The Dow Jones Industrial Average rose 828.52 points, or 2.59%, to
32,861.8, the S&P 500 gained 93.76 points, or 2.46%, to 3,901.06 and
the Nasdaq Composite added 309.78 points, or 2.87%, to 11,102.45.
Of the 11 major sectors of the S&P 500, all but consumer
discretionary stocks, weighed down by Amazon shares, ended the
session green. Tech shares enjoyed the largest percentage gain.
Third-quarter reporting season has passed the halfway point, with
263 of the companies in the S&P 500 having reported. Of those, 73%
have beaten consensus expectations, according to Refinitiv.
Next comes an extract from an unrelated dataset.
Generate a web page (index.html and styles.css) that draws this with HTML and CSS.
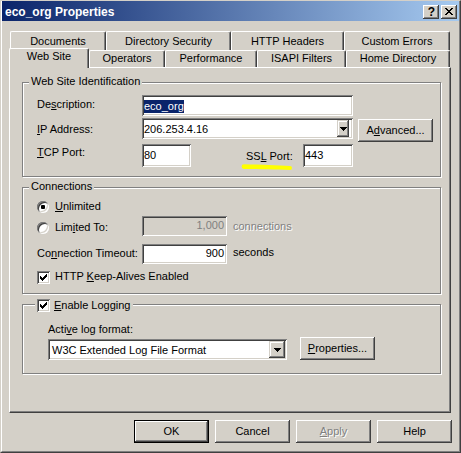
FILE: index.html
```html
<!DOCTYPE html>
<html>
<head>
<meta charset="utf-8">
<title>eco_org Properties</title>
<link rel="stylesheet" href="styles.css">
</head>
<body>
<div class="window">
  <div class="frame">
    <div class="titlebar">
      <span class="title">eco_org Properties</span>
      <div class="cbtns">
        <div class="btn cbtn qm">?</div>
        <div class="btn cbtn">
          <svg width="16" height="14" viewBox="0 0 16 14"><path d="M4 3h2v1h-2zM10 3h2v1h-2zM5 4h2v1h-2zM9 4h2v1h-2zM6 5h4v1h-4zM7 6h2v1h-2zM6 7h4v1h-4zM5 8h2v1h-2zM9 8h2v1h-2zM4 9h2v1h-2zM10 9h2v1h-2z" fill="#000"/></svg>
        </div>
      </div>
    </div>

    <div class="tabs">
      <div class="tabrow back">
        <div class="tab t-doc">Documents</div>
        <div class="tab t-ds">Directory Security</div>
        <div class="tab t-http">HTTP Headers</div>
        <div class="tab t-ce">Custom Errors</div>
      </div>
      <div class="tabrow front">
        <div class="tab sel t-web">Web Site</div>
        <div class="tab t-ops">Operators</div>
        <div class="tab t-perf">Performance</div>
        <div class="tab t-isapi">ISAPI Filters</div>
        <div class="tab t-home">Home Directory</div>
      </div>
    </div>

    <div class="panel">
      <div class="group g1">
        <div class="legend">Web Site Identification</div>
        <div class="row r-desc">
          <div class="col lbl-desc">De<u>s</u>cription:</div>
          <div class="edit e-desc"><span class="hl">eco_org</span></div>
        </div>
        <div class="row r-ip">
          <div class="col lbl-ip"><u>I</u>P Address:</div>
          <div class="edit combo e-ip">
            <span class="val">206.253.4.16</span>
            <div class="btn dd dd-ip"><svg width="7" height="4" viewBox="0 0 7 4"><path d="M0 0h7v1h-1v1h-1v1h-1v1h-1v-1h-1v-1h-1v-1h-1z" fill="#000"/></svg></div>
          </div>
          <div class="btn adv">A<u>d</u>vanced...</div>
        </div>
        <div class="row r-tcp">
          <div class="col lbl-tcp"><u>T</u>CP Port:</div>
          <div class="edit e-tcp">80</div>
          <div class="ssl">SS<u>L</u> Port:
            <svg class="marker" width="54" height="10" viewBox="0 0 54 10"><path d="M4 2.2C20 2.6 38 3.4 50 4a2 2 0 0 1 0 4C38 7.6 20 7.2 4 7a2.4 2.4 0 0 1 0-4.8z" fill="#ffff00"/></svg>
          </div>
          <div class="edit e-ssl">443</div>
        </div>
      </div>

      <div class="group g2">
        <div class="legend">Connections</div>
        <div class="row r-unl">
          <div class="lead">
            <div class="radio"><span class="dot"></span></div>
            <span class="rlbl"><u>U</u>nlimited</span>
          </div>
        </div>
        <div class="row r-lim">
          <div class="lead">
            <div class="radio"></div>
            <span class="rlbl">Lim<u>i</u>ted To:</span>
          </div>
          <div class="edit num e-lim">1,000</div>
          <span class="unit disabled">connections</span>
        </div>
        <div class="row r-to">
          <div class="col lbl-to">Co<u>n</u>nection Timeout:</div>
          <div class="edit num e-to">900</div>
          <span class="unit u-sec">seconds</span>
        </div>
        <div class="row r-ka">
          <div class="check"><svg width="13" height="13" viewBox="0 0 13 13"><path d="M3 5h1v3h-1zM4 6h1v3h-1zM5 7h1v3h-1zM6 6h1v3h-1zM7 5h1v3h-1zM8 4h1v3h-1zM9 3h1v3h-1z" fill="#000"/></svg></div>
          <span class="clbl">HTTP <u>K</u>eep-Alives Enabled</span>
        </div>
      </div>

      <div class="group g3">
        <div class="legend chk">
          <div class="check"><svg width="13" height="13" viewBox="0 0 13 13"><path d="M3 5h1v3h-1zM4 6h1v3h-1zM5 7h1v3h-1zM6 6h1v3h-1zM7 5h1v3h-1zM8 4h1v3h-1zM9 3h1v3h-1z" fill="#000"/></svg></div>
          <span class="clbl-log"><u>E</u>nable Logging</span>
        </div>
        <div class="lbl-fmt">Acti<u>v</u>e log format:</div>
        <div class="row r-log">
          <div class="edit combo e-log">
            <span class="val">W3C Extended Log File Format</span>
            <div class="btn dd dd-log"><svg width="7" height="4" viewBox="0 0 7 4"><path d="M0 0h7v1h-1v1h-1v1h-1v1h-1v-1h-1v-1h-1v-1h-1z" fill="#000"/></svg></div>
          </div>
          <div class="btn props"><u>P</u>roperties...</div>
        </div>
      </div>
    </div>

    <div class="actions">
      <div class="btn act def">OK</div>
      <div class="btn act">Cancel</div>
      <div class="btn act disabled"><u>A</u>pply</div>
      <div class="btn act">Help</div>
    </div>
  </div>
</div>
</body>
</html>
```

FILE: styles.css
```css
* { box-sizing: border-box; }

body {
  margin: 0;
  background: #d4d0c8;
  font-family: "Liberation Sans", Arial, sans-serif;
  font-size: 11px;
  line-height: 13px;
  color: #000;
}

u {
  text-decoration: underline;
  text-decoration-thickness: 1px;
  text-underline-offset: 1px;
}

.window {
  width: 461px;
  height: 453px;
  border-style: solid;
  border-width: 1px;
  border-color: #d4d0c8 #404040 #404040 #d4d0c8;
  background: #d4d0c8;
}

.frame {
  height: 100%;
  border-left: 1px solid #fff;
  border-right: 1px solid #808080;
  border-bottom: 1px solid #808080;
  display: flex;
  flex-direction: column;
}
.frame > * { flex: none; }

/* title bar */
.titlebar {
  height: 20px;
  background: linear-gradient(to right, #0a246a, #a6caf0);
  display: flex;
  align-items: flex-start;
  padding: 0 2px 0 3px;
}
.title {
  flex: 1;
  color: #fff;
  font-weight: bold;
  font-size: 12px;
  line-height: 22px;
  white-space: nowrap;
}
.cbtns {
  display: flex;
  gap: 2px;
  margin-top: 4px;
}
.cbtn {
  width: 16px;
  height: 14px;
}
.cbtn svg { display: block; }
.qm {
  font-weight: bold;
  font-size: 12px;
  line-height: 14px;
  padding-left: 1px;
}

/* generic raised button */
.btn {
  background: #d4d0c8;
  box-shadow: inset -1px -1px #404040, inset 1px 1px #fff, inset -2px -2px #808080;
  display: flex;
  align-items: center;
  justify-content: center;
  white-space: nowrap;
}

/* tabs */
.tabs { margin-top: 10px; }
.tabrow { display: flex; }
.tabrow.back { height: 19px; margin-left: 8px; }
.tabrow.front { height: 17px; margin-left: 7px; align-items: flex-start; }

.tab {
  height: 100%;
  flex: none;
  background: #d4d0c8;
  border-top: 1px solid #fff;
  border-left: 1px solid #fff;
  border-right: 1px solid #404040;
  box-shadow: inset -1px 0 #808080;
  border-radius: 2px 2px 0 0;
  text-align: center;
  white-space: nowrap;
}
.back .tab { padding-top: 3px; }
.front .tab { padding-top: 1px; }
.tab.sel {
  height: 20px;
  margin-top: -2px;
  position: relative;
  z-index: 1;
}

.t-doc { width: 96px; }
.t-ds { width: 125px; }
.t-http { width: 113px; }
.t-ce { width: 106px; }
.t-web { width: 80px; }
.t-ops { width: 76px; }
.t-perf { width: 92px; }
.t-isapi { width: 89px; }
.t-home { width: 104px; }

/* panel */
.panel {
  margin-left: 7px;
  width: 442px;
  height: 346px;
  border-style: solid;
  border-width: 1px;
  border-color: #fff #404040 #404040 #fff;
  box-shadow: inset -1px -1px #808080;
  padding: 14px 0 0 12px;
  display: flex;
  flex-direction: column;
}

.group {
  flex: none;
  width: 419px;
  border: 1px solid #808080;
  box-shadow: inset 1px 1px #fff, 1px 1px #fff;
  display: flex;
  flex-direction: column;
}
.g1 { height: 95px; }
.g2 { height: 107px; margin-top: 10px; }
.g3 { height: 70px; margin-top: 10px; }

.legend {
  align-self: flex-start;
  height: 13px;
  margin: -8px 0 -5px 6px;
  padding: 0 2px;
  background: #d4d0c8;
  white-space: nowrap;
}
.legend.chk {
  display: flex;
  align-items: flex-start;
  margin: -6px 0 -7px 12px;
  padding: 0 3px 0 2px;
}

.row {
  flex: none;
  display: flex;
  align-items: flex-start;
}
.col {
  flex: none;
  width: 105px;
  margin-left: 14px;
  white-space: nowrap;
}

/* edits */
.edit {
  flex: none;
  background: #fff;
  box-shadow: inset 1px 1px #808080, inset -1px -1px #fff, inset 2px 2px #404040, inset -2px -2px #d4d0c8;
  padding: 5px 2px 0 2px;
  white-space: nowrap;
  overflow: hidden;
}
.edit.num {
  padding: 3px 3px 0 2px;
  text-align: right;
}
.combo {
  display: flex;
  align-items: flex-start;
  padding: 2px;
}
.combo .val {
  flex: 1;
  padding-top: 3px;
}
.dd {
  flex: none;
  height: 17px;
  box-shadow: inset -1px -1px #404040, inset 1px 1px #d4d0c8, inset -2px -2px #808080, inset 2px 2px #fff;
}
.dd svg { display: block; }
.dd-ip { width: 12px; margin-right: 2px; }
.dd-log { width: 16px; }

.hl {
  background: #0a246a;
  color: #fff;
  display: inline-block;
  height: 13px;
}

/* group 1 rows */
.r-desc { margin-top: 12px; height: 21px; }
.r-ip { margin-top: 2px; height: 21px; }
.r-tcp { margin-top: 5px; height: 23px; }
.lbl-desc { margin-top: 3px; }
.lbl-ip { margin-top: 5px; }
.lbl-tcp { margin-top: 2px; }
.e-desc { width: 211px; height: 21px; }
.e-ip { width: 211px; height: 21px; }
.adv { width: 75px; height: 23px; margin-left: 5px; margin-top: 1px; }
.e-tcp { width: 49px; height: 23px; }
.ssl {
  flex: none;
  width: 57px;
  margin-left: 55px;
  margin-top: 6px;
  white-space: nowrap;
  position: relative;
}
.marker {
  position: absolute;
  left: -6px;
  top: 12px;
}
.e-ssl { width: 50px; height: 23px; }

/* group 2 rows */
.r-unl { margin-top: 12px; height: 13px; }
.r-lim { margin-top: 3px; height: 20px; }
.r-to { margin-top: 8px; height: 20px; }
.r-ka { margin-top: 6px; height: 14px; }

.lead {
  flex: none;
  width: 105px;
  margin-left: 14px;
  display: flex;
  align-items: flex-start;
}
.radio {
  flex: none;
  width: 12px;
  height: 12px;
  margin-top: 1px;
  border-radius: 50%;
  background: #fff;
  box-shadow: inset 1px 1px #808080, inset -1px -1px #fff, inset 2px 2px #404040, inset -2px -2px #d4d0c8;
  display: flex;
  align-items: center;
  justify-content: center;
}
.dot {
  width: 4px;
  height: 4px;
  border-radius: 1px;
  background: #000;
}
.rlbl { margin-left: 6px; white-space: nowrap; }
.r-lim .radio { margin-top: 6px; }
.r-lim .rlbl { margin-top: 5px; }

.e-lim { width: 85px; height: 20px; background: #d4d0c8; color: #808080; }
.e-to { width: 85px; height: 20px; }
.lbl-to { margin-top: 3px; }
.unit { margin-left: 6px; margin-top: 4px; white-space: nowrap; }
.u-sec { margin-top: 2px; }

.disabled {
  color: #808080;
  text-shadow: 1px 1px #fff;
}

.check {
  flex: none;
  width: 13px;
  height: 13px;
  background: #fff;
  box-shadow: inset 1px 1px #808080, inset -1px -1px #fff, inset 2px 2px #404040, inset -2px -2px #d4d0c8;
}
.check svg { display: block; }
.r-ka .check { margin-left: 14px; margin-top: 1px; }
.clbl { margin-left: 5px; white-space: nowrap; }
.clbl-log { margin-left: 4px; white-space: nowrap; }

/* group 3 */
.lbl-fmt {
  margin-left: 25px;
  margin-top: 18px;
  white-space: nowrap;
}
.r-log { margin-top: 1px; height: 23px; }
.e-log { width: 239px; height: 21px; margin-left: 25px; margin-top: 2px; }
.e-log .val { padding-left: 2px; }
.props { width: 75px; height: 23px; margin-left: 13px; }

/* dialog buttons */
.actions {
  display: flex;
  justify-content: flex-end;
  gap: 6px;
  margin-top: 7px;
  padding-right: 7px;
}
.act { width: 75px; height: 23px; }
.def {
  border: 1px solid #000;
}
```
Intel Corp jumped 10.7% after cutting its spending forecast, while
T-Mobile US Inc's subscriber forecast hike sent its shares up 7.4%.
Twitter Inc was delisted from the New York Stock Exchange, closing
the book on Tesla Inc chief Elon Musk's $44 billion purchase of the
company.
Advancing issues outnumbered declining ones on the NYSE by a
2.87-to-1 ratio; on Nasdaq, a 2.12-to-1 ratio favored advancers.
The S&P 500 posted 32 new 52-week highs and eight new lows; the
Nasdaq Composite recorded 117 new highs and 115 new lows.
Volume on U.S. exchanges was 11.26 billion shares, compared with the
11.53 billion average over the last 20 trading days.